### [GIVEN TASK]
Go through the listing and set it down exactly, leaving out its pictures.

■ ■ ■ ■

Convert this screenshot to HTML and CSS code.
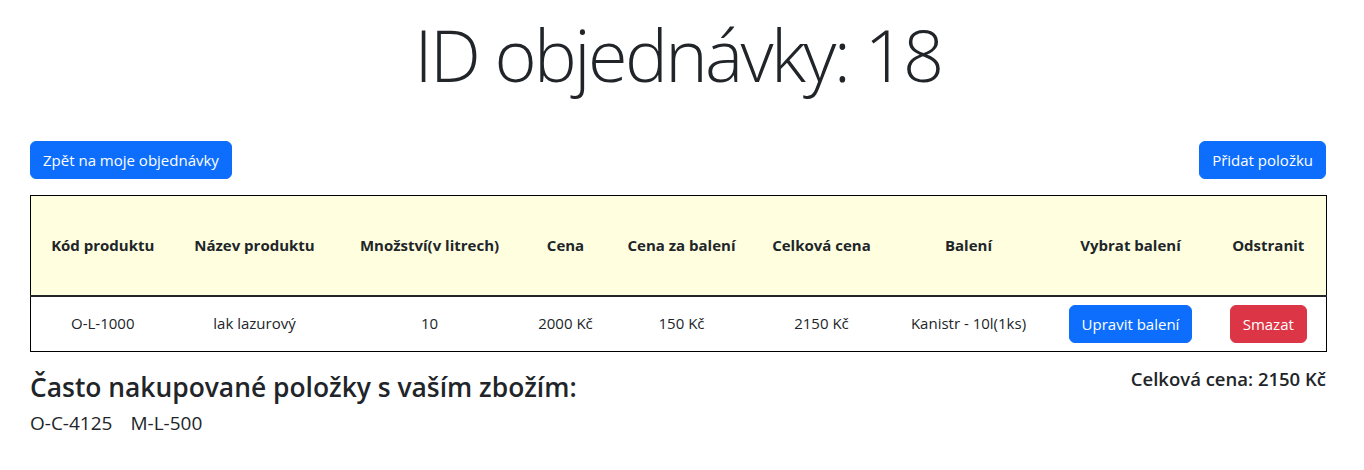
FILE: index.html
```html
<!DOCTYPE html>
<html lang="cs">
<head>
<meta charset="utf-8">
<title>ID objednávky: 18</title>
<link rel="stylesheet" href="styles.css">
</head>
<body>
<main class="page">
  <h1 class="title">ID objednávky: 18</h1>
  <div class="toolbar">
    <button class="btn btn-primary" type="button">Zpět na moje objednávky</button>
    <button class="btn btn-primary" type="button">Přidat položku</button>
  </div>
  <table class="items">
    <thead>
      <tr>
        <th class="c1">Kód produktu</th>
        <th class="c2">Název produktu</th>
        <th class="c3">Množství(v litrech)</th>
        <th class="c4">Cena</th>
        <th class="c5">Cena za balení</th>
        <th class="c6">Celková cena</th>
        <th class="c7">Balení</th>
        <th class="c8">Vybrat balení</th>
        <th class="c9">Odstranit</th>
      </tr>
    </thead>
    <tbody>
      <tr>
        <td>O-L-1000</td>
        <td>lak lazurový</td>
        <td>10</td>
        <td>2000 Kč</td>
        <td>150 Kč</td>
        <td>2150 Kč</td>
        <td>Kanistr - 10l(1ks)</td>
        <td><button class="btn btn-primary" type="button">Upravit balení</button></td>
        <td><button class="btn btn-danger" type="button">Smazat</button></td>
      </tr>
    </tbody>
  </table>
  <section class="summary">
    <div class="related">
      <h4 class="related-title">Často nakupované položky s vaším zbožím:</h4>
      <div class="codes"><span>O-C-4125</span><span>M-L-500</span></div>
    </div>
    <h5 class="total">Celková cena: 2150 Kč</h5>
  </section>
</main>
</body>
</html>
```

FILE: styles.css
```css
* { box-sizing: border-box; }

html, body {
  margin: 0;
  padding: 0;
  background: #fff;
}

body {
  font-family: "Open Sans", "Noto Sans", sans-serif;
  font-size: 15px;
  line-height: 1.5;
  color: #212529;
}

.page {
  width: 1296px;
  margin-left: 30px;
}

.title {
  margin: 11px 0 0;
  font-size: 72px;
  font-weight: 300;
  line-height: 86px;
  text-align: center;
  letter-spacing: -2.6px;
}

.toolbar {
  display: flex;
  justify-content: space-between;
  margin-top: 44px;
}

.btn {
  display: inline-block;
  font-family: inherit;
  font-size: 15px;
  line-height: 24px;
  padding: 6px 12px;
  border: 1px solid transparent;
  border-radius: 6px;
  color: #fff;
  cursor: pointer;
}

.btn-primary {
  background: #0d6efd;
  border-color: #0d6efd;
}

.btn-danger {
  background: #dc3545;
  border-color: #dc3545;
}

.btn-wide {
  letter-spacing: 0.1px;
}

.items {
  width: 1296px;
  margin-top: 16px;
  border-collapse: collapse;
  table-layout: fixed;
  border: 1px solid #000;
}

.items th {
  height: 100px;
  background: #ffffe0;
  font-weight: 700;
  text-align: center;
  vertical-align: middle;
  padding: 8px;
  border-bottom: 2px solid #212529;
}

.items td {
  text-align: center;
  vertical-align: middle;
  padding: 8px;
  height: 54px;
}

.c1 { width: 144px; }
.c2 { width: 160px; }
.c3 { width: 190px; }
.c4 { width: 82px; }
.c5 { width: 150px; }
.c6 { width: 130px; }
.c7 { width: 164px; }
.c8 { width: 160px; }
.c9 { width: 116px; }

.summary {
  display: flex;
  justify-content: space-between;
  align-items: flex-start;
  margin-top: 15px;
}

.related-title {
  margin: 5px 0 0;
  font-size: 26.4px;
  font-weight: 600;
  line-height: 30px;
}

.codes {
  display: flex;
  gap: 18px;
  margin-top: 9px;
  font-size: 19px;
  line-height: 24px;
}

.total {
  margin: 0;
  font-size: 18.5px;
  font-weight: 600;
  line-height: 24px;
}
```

■ ■ ■ ■

### [THE COMPLETED TASK]
Convert this screenshot to HTML and CSS code.
FILE: index.html
```html
<!DOCTYPE html>
<html lang="cs">
<head>
<meta charset="utf-8">
<title>ID objednávky: 18</title>
<link rel="stylesheet" href="styles.css">
</head>
<body>
<main class="page">
  <h1 class="title">ID objednávky: 18</h1>
  <div class="toolbar">
    <button class="btn btn-primary" type="button">Zpět na moje objednávky</button>
    <button class="btn btn-primary" type="button">Přidat položku</button>
  </div>
  <table class="items">
    <thead>
      <tr>
        <th class="c1">Kód produktu</th>
        <th class="c2">Název produktu</th>
        <th class="c3">Množství(v litrech)</th>
        <th class="c4">Cena</th>
        <th class="c5">Cena za balení</th>
        <th class="c6">Celková cena</th>
        <th class="c7">Balení</th>
        <th class="c8">Vybrat balení</th>
        <th class="c9">Odstranit</th>
      </tr>
    </thead>
    <tbody>
      <tr>
        <td>O-L-1000</td>
        <td>lak lazurový</td>
        <td>10</td>
        <td>2000 Kč</td>
        <td>150 Kč</td>
        <td>2150 Kč</td>
        <td>Kanistr - 10l(1ks)</td>
        <td><button class="btn btn-primary" type="button">Upravit balení</button></td>
        <td><button class="btn btn-danger" type="button">Smazat</button></td>
      </tr>
    </tbody>
  </table>
  <section class="summary">
    <div class="related">
      <h4 class="related-title">Často nakupované položky s vaším zbožím:</h4>
      <div class="codes"><span>O-C-4125</span><span>M-L-500</span></div>
    </div>
    <h5 class="total">Celková cena: 2150 Kč</h5>
  </section>
</main>
</body>
</html>
```

FILE: styles.css
```css
* { box-sizing: border-box; }

html, body {
  margin: 0;
  padding: 0;
  background: #fff;
}

body {
  font-family: "Open Sans", "Noto Sans", sans-serif;
  font-size: 15px;
  line-height: 1.5;
  color: #212529;
}

.page {
  width: 1296px;
  margin-left: 30px;
}

.title {
  margin: 11px 0 0;
  font-size: 72px;
  font-weight: 300;
  line-height: 86px;
  text-align: center;
  letter-spacing: -2.6px;
}

.toolbar {
  display: flex;
  justify-content: space-between;
  margin-top: 44px;
}

.btn {
  display: inline-block;
  font-family: inherit;
  font-size: 15px;
  line-height: 24px;
  padding: 6px 12px;
  border: 1px solid transparent;
  border-radius: 6px;
  color: #fff;
  cursor: pointer;
}

.btn-primary {
  background: #0d6efd;
  border-color: #0d6efd;
}

.btn-danger {
  background: #dc3545;
  border-color: #dc3545;
}

.btn-wide {
  letter-spacing: 0.1px;
}

.items {
  width: 1296px;
  margin-top: 16px;
  border-collapse: collapse;
  table-layout: fixed;
  border: 1px solid #000;
}

.items th {
  height: 100px;
  background: #ffffe0;
  font-weight: 700;
  text-align: center;
  vertical-align: middle;
  padding: 8px;
  border-bottom: 2px solid #212529;
}

.items td {
  text-align: center;
  vertical-align: middle;
  padding: 8px;
  height: 54px;
}

.c1 { width: 144px; }
.c2 { width: 160px; }
.c3 { width: 190px; }
.c4 { width: 82px; }
.c5 { width: 150px; }
.c6 { width: 130px; }
.c7 { width: 164px; }
.c8 { width: 160px; }
.c9 { width: 116px; }

.summary {
  display: flex;
  justify-content: space-between;
  align-items: flex-start;
  margin-top: 15px;
}

.related-title {
  margin: 5px 0 0;
  font-size: 26.4px;
  font-weight: 600;
  line-height: 30px;
}

.codes {
  display: flex;
  gap: 18px;
  margin-top: 9px;
  font-size: 19px;
  line-height: 24px;
}

.total {
  margin: 0;
  font-size: 18.5px;
  font-weight: 600;
  line-height: 24px;
}
```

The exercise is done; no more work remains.